Aquadextrous (akwa deks' trus) adj. Possessing the ability to turn the bath taps on and off with your toes.

Carperpetuation (kar 'pur pet u a shun) n. The act, when vacuuming, of running over a string or a piece of lint at least a dozen times, reaching over and picking it up, examining it, then putting it back down
to give the vacuum one more chance.

Disconfect (diskonfect') v. To sterilize the sweet you dropped on the floor by blowing on it, assuming that somehow it will 'remove' all the germs.

Elbonics (el bon' iks) n. The actions of two people maneuvering for one armrest in a cinema.

Frust (frust) n. The small line of debris that refuses to be swept onto the dustpan and keeps backing a person across the room until he finally decides to give up and sweep it under the rug.

Lactomangulation (lak' to man gyu lay' shun) n. Manhandling the 'open here' spout on a milk container so badly that one has to resort to the 'illegal' side.
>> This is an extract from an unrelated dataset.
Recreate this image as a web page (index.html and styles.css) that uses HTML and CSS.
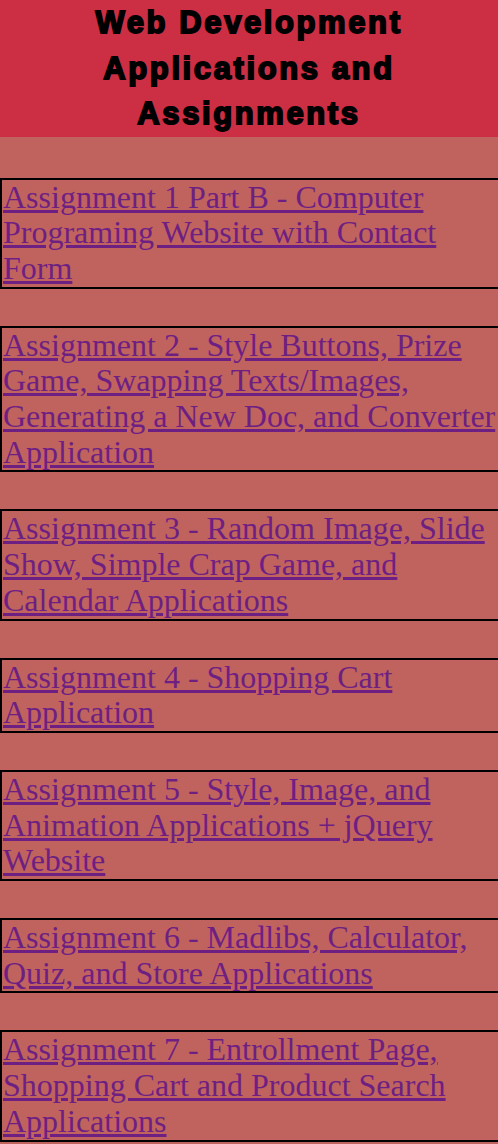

Peppier (pehp ee ay') n. The waiter at a fancy restaurant whose sole purpose seems to be walking around asking diners if they want ground pepper.

Phonesia (fo nee' zhuh) n. The affliction of dialing a phone number and forgetting whom you were calling just as they answer.

Pupkus (pup' kus) n. The moist residue left on a window after a dog presses its nose to it.

Telecrastination (tel e kras tin ay' shun) n. The act of always letting the phone ring at least twice before you pick it up, even when you're only six inches away.